Monday, May 20, 2013

Distribution of Birthdays and Student Performance

I accidentally happened to chance upon the part of Malcolm Gladwell's book "Outliers", where he talks about how the selection system for junior ice-hockey leagues in Canada strongly favors older kids in a particular cohort, and how that effect lingers for a while.

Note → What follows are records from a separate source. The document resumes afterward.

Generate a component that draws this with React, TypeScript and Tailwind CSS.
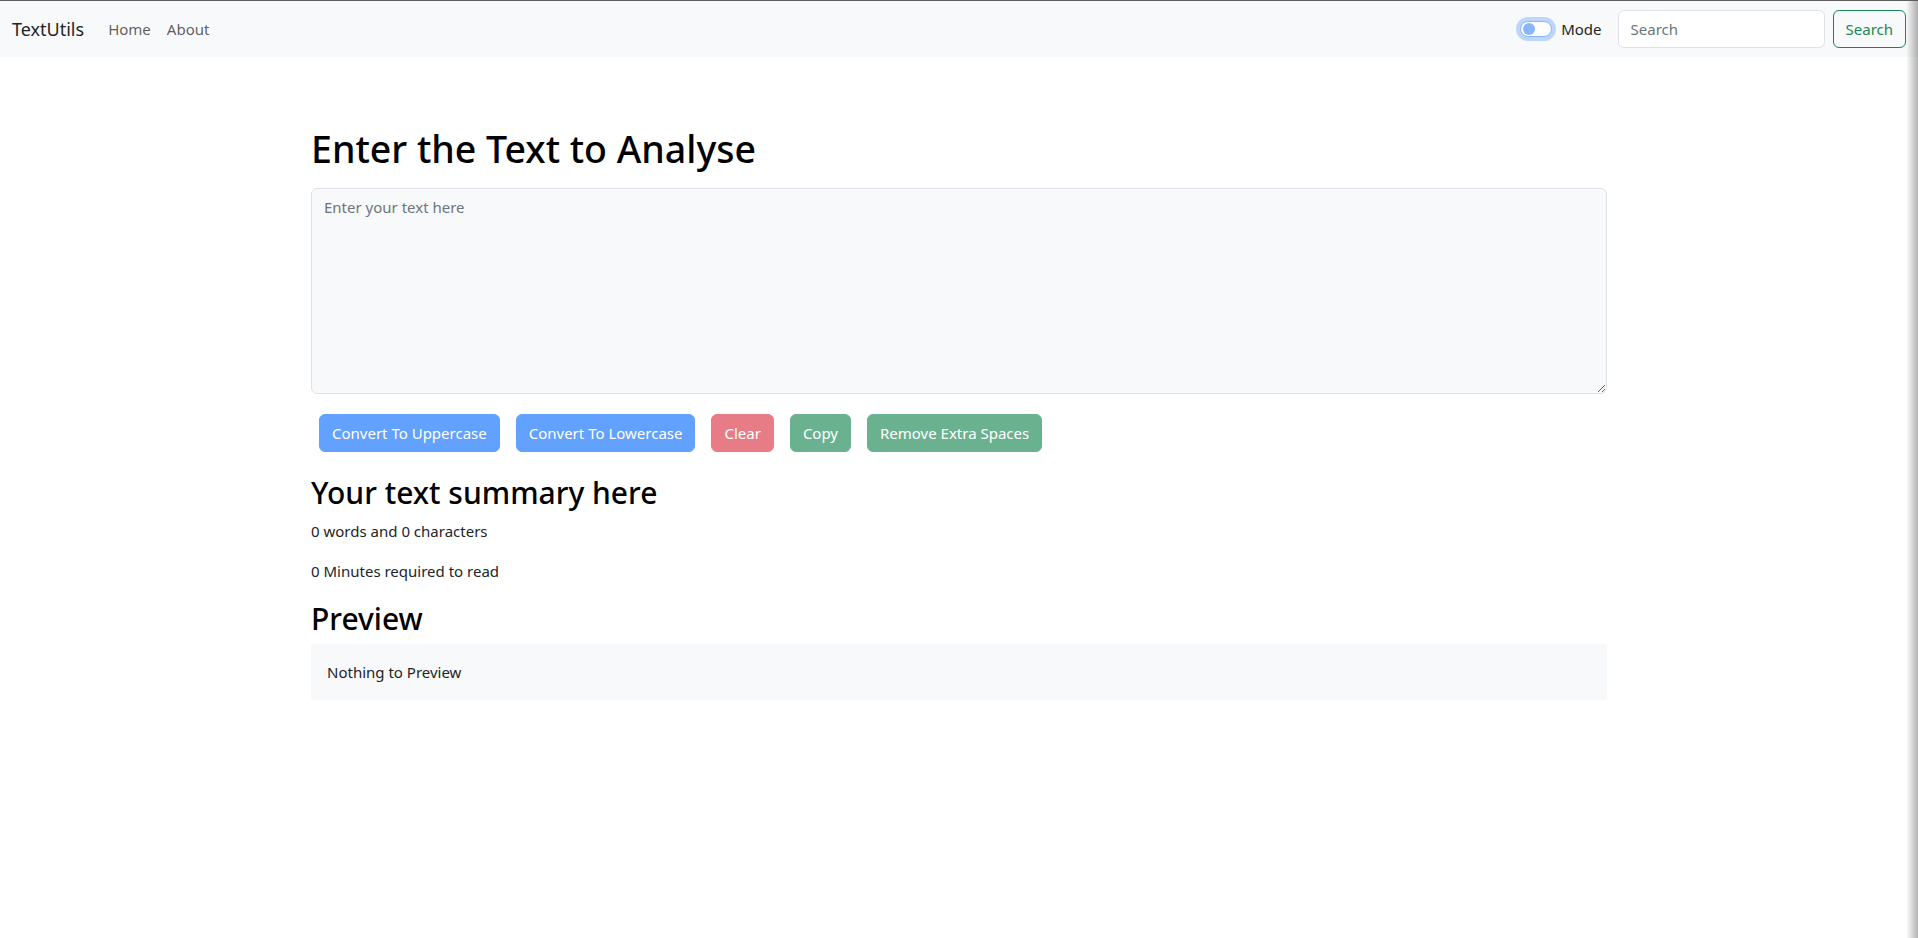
import React from "react";

const font = {
  fontFamily: '"Segoe UI", "Noto Sans", "Liberation Sans", sans-serif',
};

function Navbar() {
  return (
    <nav className="h-[56px] bg-[#f8f9fa] flex items-center px-3">
      <a className="text-[18px] leading-[30px] text-[#212529] mr-4">TextUtils</a>
      <ul className="flex items-center">
        <li>
          <a className="px-2 text-[15px] text-black/65">Home</a>
        </li>
        <li>
          <a className="px-2 text-[15px] text-black/65">About</a>
        </li>
      </ul>

      <div className="ml-auto flex items-center">
        <div className="flex items-center mr-4">
          {/* mode switch, shown focused */}
          <span className="relative w-[32px] h-[16px] rounded-full bg-white border border-[#86b7fe] shadow-[0_0_0_4px_rgba(13,110,253,0.25)]">
            <span className="absolute left-[2px] top-[1px] w-[12px] h-[12px] rounded-full bg-[#86b7fe]" />
          </span>
          <label className="ml-[9px] text-[15px] text-[#212529]">Mode</label>
        </div>
        <form className="flex items-center" onSubmit={(e) => e.preventDefault()}>
          <input
            type="search"
            placeholder="Search"
            className="w-[207px] h-[38px] px-3 mr-2 text-[15px] bg-white border border-[#dee2e6] rounded-[6px] outline-none placeholder:text-[#6c757d]"
          />
          <button className="h-[38px] px-3 text-[15px] text-[#198754] border border-[#198754] rounded-[6px]">
            Search
          </button>
        </form>
      </div>
    </nav>
  );
}

function TextForm({ heading }: { heading: string }) {
  const [text, setText] = React.useState("");
  const empty = text.length === 0;

  const words = text.split(/\s+/).filter((w) => w.length !== 0).length;

  return (
    <>
      <div className="max-w-[1320px] mx-auto px-3">
        <h1 className="pt-[2px] text-[37.5px] leading-[48px] font-medium text-black mb-[15px]">
          {heading}
        </h1>
        <div className="mb-4">
          <textarea
            value={text}
            onChange={(e) => setText(e.target.value)}
            rows={8}
            placeholder="Enter your text here"
            className="block w-full h-[206px] px-3 py-[6px] text-[15px] leading-[24px] text-[#212529] bg-[#f8f9fa] border border-[#dee2e6] rounded-[6px] outline-none placeholder:text-[#6c757d]"
          />
        </div>
        <div className="flex flex-wrap">
          <button disabled={empty} className="mx-2 my-1 h-[38px] px-3 text-[15px] text-white bg-[#62a1fe] border border-[#62a1fe] rounded-[6px]">
            Convert To Uppercase
          </button>
          <button disabled={empty} className="mx-2 my-1 h-[38px] px-3 text-[15px] text-white bg-[#62a1fe] border border-[#62a1fe] rounded-[6px]">
            Convert To Lowercase
          </button>
          <button disabled={empty} className="mx-2 my-1 h-[38px] px-3 text-[15px] text-white bg-[#e87c86] border border-[#e87c86] rounded-[6px]">
            Clear
          </button>
          <button disabled={empty} className="mx-2 my-1 h-[38px] px-3 text-[15px] text-white bg-[#6ab190] border border-[#6ab190] rounded-[6px]">
            Copy
          </button>
          <button disabled={empty} className="mx-2 my-1 h-[38px] px-3 text-[15px] text-white bg-[#6ab190] border border-[#6ab190] rounded-[6px]">
            Remove Extra Spaces
          </button>
        </div>
      </div>

      <div className="max-w-[1320px] mx-auto px-3 my-4 text-[15px] leading-[24px] text-[#212529]">
        <h2 className="pt-[2px] text-[30px] leading-[38px] font-medium text-black mb-[6px]">
          Your text summary here
        </h2>
        <p className="pt-[1px] mb-[15px]">
          {words} words and {text.length} characters
        </p>
        <p className="pt-[1px] mb-[15px]">{0.008 * words} Minutes required to read</p>
        <h2 className="pt-[2px] text-[30px] leading-[38px] font-medium text-black mb-[6px]">
          Preview
        </h2>
        <p className="mt-[2px] p-4 bg-[#f8f9fa]">
          {text.length > 0 ? text : "Nothing to Preview"}
        </p>
      </div>
    </>
  );
}

export default function App() {
  return (
    <div className="relative min-h-screen bg-white border-t border-[#5f5f5f]" style={font}>
      <Navbar />
      <div className="h-[50px]" />
      <div className="mt-4">
        <TextForm heading="Enter the Text to Analyse" />
      </div>
      {/* edge shadow on the right */}
      <div className="absolute top-0 right-0 bottom-0 w-[12px] bg-gradient-to-r from-transparent to-black/30 pointer-events-none" />
    </div>
  );
}
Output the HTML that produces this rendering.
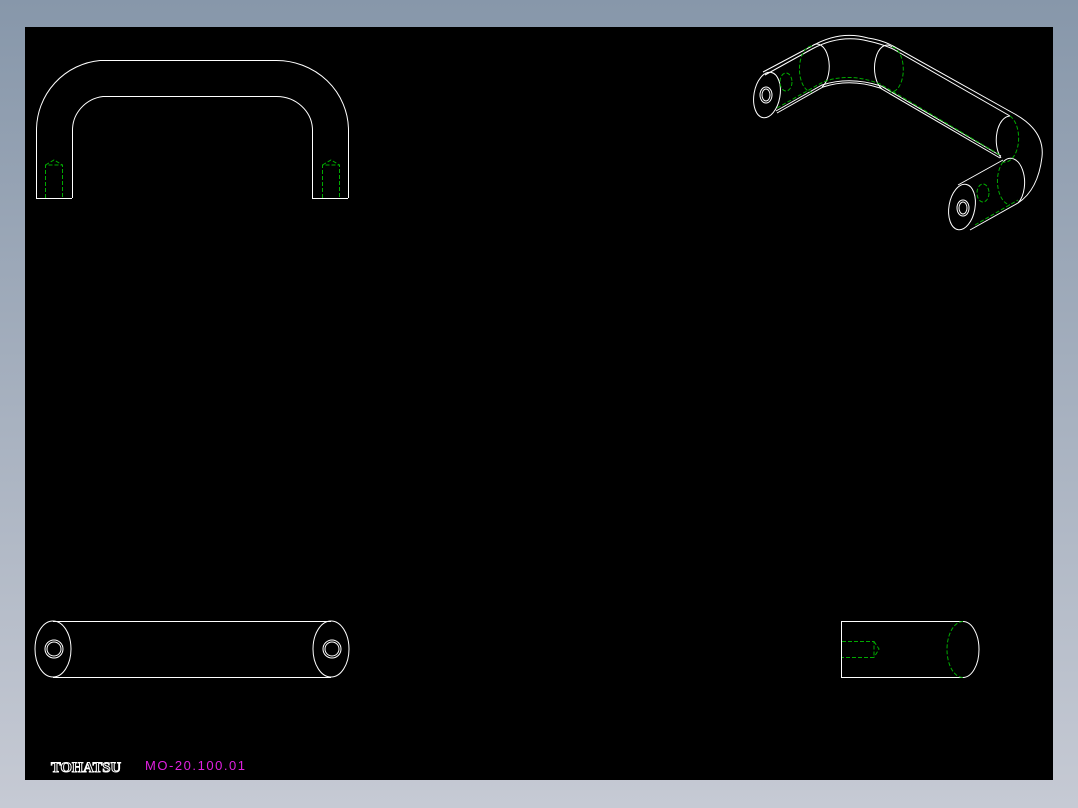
<!DOCTYPE html>
<html><head><style>
html,body{margin:0;padding:0;}
body{width:1078px;height:808px;background:linear-gradient(#8797aa,#c6cad4);position:relative;overflow:hidden;}
#bk{position:absolute;left:25px;top:27px;width:1028px;height:753px;background:#000;}
svg{position:absolute;left:0;top:0;}
</style></head><body>
<div id="bk"></div>
<svg width="1078" height="808" viewBox="0 0 1078 808" fill="none" stroke-width="1">
<g stroke="#fff">
<path d="M36.5 198 V130 A70 70 0 0 1 100 60.5 H276 A72 70 0 0 1 348.5 130 V198"/>
<path d="M72.5 198 V130 A35 34 0 0 1 103 96.5 H276 A36 34 0 0 1 312.5 130 V198"/>
<path d="M36 198.5 H72 M312 198.5 H348"/>
<ellipse cx="53" cy="649" rx="18" ry="28"/>
<circle cx="54" cy="649" r="9"/><circle cx="54" cy="649" r="7"/>
<ellipse cx="331" cy="649" rx="18" ry="28"/>
<circle cx="332" cy="649" r="9"/><circle cx="332" cy="649" r="7"/>
<path d="M53 621.5 H331 M53 677.5 H331"/>
<path d="M963 621.5 H841.5 V677.5 H963"/>
<path d="M963 621.5 A16 28 0 0 1 963 677.5"/>
<ellipse cx="767" cy="95" rx="13" ry="23" transform="rotate(10 767 95)"/>
<ellipse cx="766" cy="95" rx="6" ry="8"/><ellipse cx="766" cy="95" rx="4" ry="6"/>
<path d="M763 72 L812 46 Q840 30 868 38 Q882 40 893 46 L1013 113 Q1045 130 1042 157 Q1038 190 1018 203"/>
<path d="M765 75 L812 49 Q840 34 868 41 Q882 44 893 49 L1010 116"/>
<path d="M777 113 L823 87 Q850 78 880 88 L1000 158"/>
<path d="M776 111 L822 85 Q850 76 881 86 L1001 156"/>
<path d="M958 185 L1003 160 M970 230 L1018 203"/>
<ellipse cx="962" cy="207" rx="13" ry="23" transform="rotate(10 962 207)"/>
<ellipse cx="963" cy="208" rx="6" ry="8"/><ellipse cx="963" cy="208" rx="4" ry="6"/>
<path d="M812 46 A12 22 0 0 1 822 87"/>
<path d="M892 47 A12 22 0 0 0 882 89"/>
<path d="M1010 116 A14 24 0 0 0 1001 158"/>
<path d="M1003 162 A14 24 0 0 1 1018 203"/>
</g>
<g stroke="#0a0" stroke-dasharray="4 2">
<path d="M45.5 198 V165 H62.5 V198 M45.5 165 L54 160 L62.5 165"/>
<path d="M322.5 198 V165 H339.5 V198 M322.5 165 L331 160 L339.5 165"/>
<path d="M963 621.5 A16 28 0 0 0 963 677.5"/>
<path d="M842 641.5 H874 V657.5 H842 M874 641.5 L879 649 L874 657.5"/>
<path d="M812 46 A12 22 0 0 0 812 92 M892 47 A12 22 0 0 1 890 92 M1010 116 A14 24 0 0 1 1003 162 M1003 162 A14 24 0 0 0 1010 205"/>
<path d="M777 108 L823 82 Q850 72 880 84 L1000 155 M975 225 L1018 200"/>
<ellipse cx="786" cy="82" rx="6" ry="9"/><ellipse cx="983" cy="193" rx="6" ry="9"/>
</g>
<text x="51" y="772" font-family="Liberation Serif,serif" font-weight="bold" font-size="15" fill="#000" stroke="#fff" stroke-width="1" textLength="70" lengthAdjust="spacingAndGlyphs">TOHATSU</text>
<text x="145" y="770" font-family="Liberation Sans,sans-serif" font-size="13" fill="#e020e0" textLength="100" lengthAdjust="spacing">MO-20.100.01</text>
</svg>
</body></html>
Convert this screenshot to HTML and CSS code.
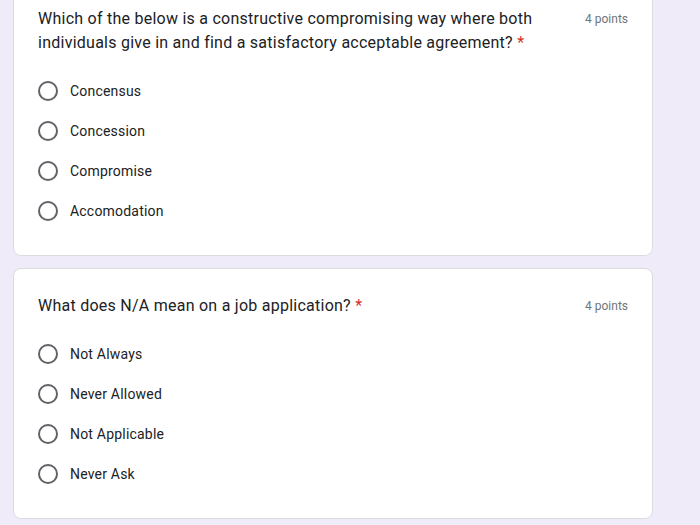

Here's Gladwell describing the idea in an ESPN interview.
It's a beautiful example of a self-fulfilling prophecy. In Canada, the eligibility cutoff for age-class hockey programs is Jan. 1. Canada also takes hockey really seriously, so coaches start streaming the best hockey players into elite programs, where they practice more and play more games and get better coaching, as early as 8 or 9. But who tends to be the "best" player at age 8 or 8? The oldest, of course -- the kids born nearest the cut-off date, who can be as much as almost a year older than kids born at the other end of the cut-off date. When you are 8 years old, 10 or 11 extra months of maturity means a lot.
The data on that site, and many others such as this one, seem to bear it out. Of course, reality may be more complicated but there does seem to be a germ of truth in the Gladwell's simplified narrative.

Here (pdf) is another study looking at reading skills as a function of birthday distribution, where a similar effect is found.

Why should you care?

Suppose, like me, you have a child whose birthday falls in that weird window (due to arbitrary school cut-off ages), where he or she can either be the oldest or youngest person in her class (depending on your decision to wait an additional year or enroll right away).

I haven't converged on an answer yet, but I know years from now, regardless of what I do, it will all be my fault!